When asked to build a scoring model, follow these steps:

1. **State the recurring judgment** and the outcome it predicts (and confirm the outcome is eventually measurable). If it is a one-off, stop and route to a decision review.
2. **Choose a few predictive cues.** 3 to 6 cues that plausibly carry real signal; say why each.
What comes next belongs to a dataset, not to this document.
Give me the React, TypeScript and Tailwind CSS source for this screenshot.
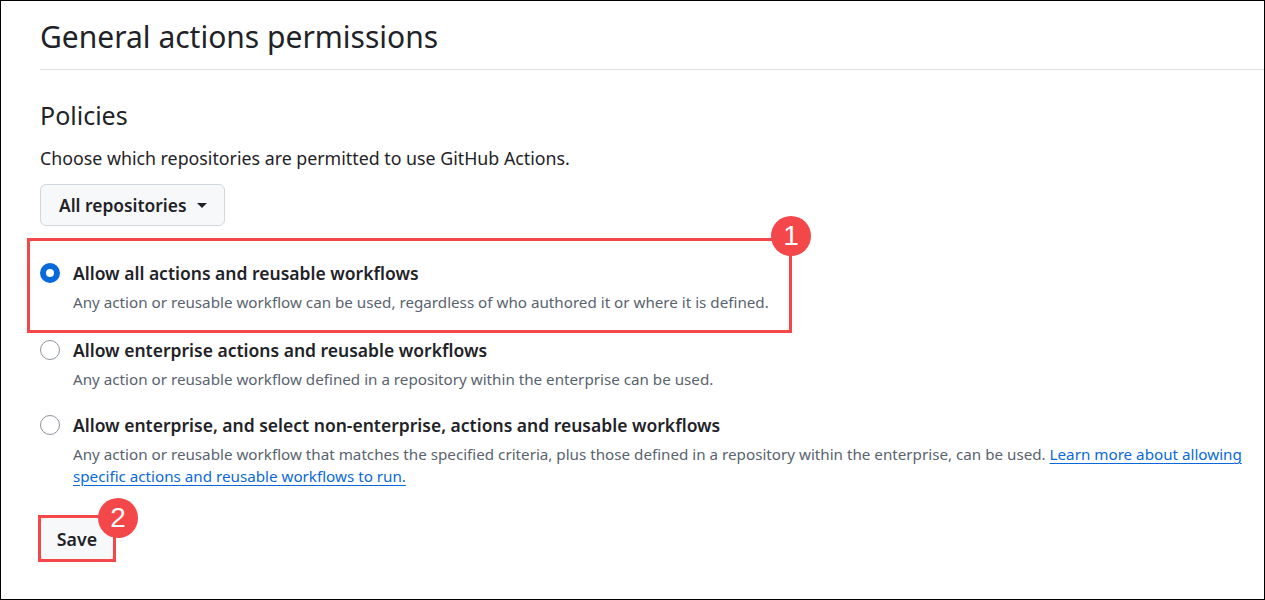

Resist adding cues that feel thorough but lack validity.
3. **Assign weights.** Default to equal weights unless real data justifies otherwise - the evidence says simple/equal weights capture most of the benefit; do not fake precision.
4. **Define the per-cue rubric.** How each cue is scored, so two people would score a case the same way.
5. **Set the formula and threshold.** How the cue scores combine, and the decision rule (e.g. above X -> advance).
6. **Mandate consistency, and flag the caveats.** State that the model must be applied the same way every time (overriding it on a hunch reintroduces the noise it removes), that it is only as good as its cues, and any fairness/ethical caveat for judgments about people.
7. **Emit the scoring model** per `references/TEMPLATE.md`.

## Output Format

Use the template in `references/TEMPLATE.md`. The deliverable is the scoring model (cues, weights, rubric, formula, threshold, caveats), not prose.

## Quality Checklist

Before finalizing, verify:

- [ ] The judgment is genuinely repeated with a (measurable) outcome, not a one-off.
- [ ] Cues are few and each has a stated reason to be predictive.
- [ ] Weights default to equal/simple unless data justifies otherwise (no fake precision).
- [ ] The per-cue rubric is concrete enough for consistent scoring.
- [ ] The model includes the "apply consistently" mandate and the cue-validity caveat.
- [ ] Fairness/legal/ethical caveats are flagged for judgments about individuals.
- [ ] The output is the scoring-model artifact, not prose.

## Evidence

Tier **S**. Across decades and many domains, mechanical/actuarial combination of cues equals or beats holistic expert judgment in the large majority of studies (Meehl 1954; Grove et al. 2000 meta-analysis), and even equal-weight "improper" models capture most of the benefit (Dawes 1979); the driver is reduced inconsistency/noise (Kahneman, *Noise*, 2021). It applies to repeated judgments, is only as good as its cues, and raises fairness considerations for judgments about people. Evidence is from human expert-vs-model studies, transferred to AI use, not AI-validated. Full grading: `evidence/dossier.md`.

## Examples

See `references/EXAMPLE.md` for a completed scoring model.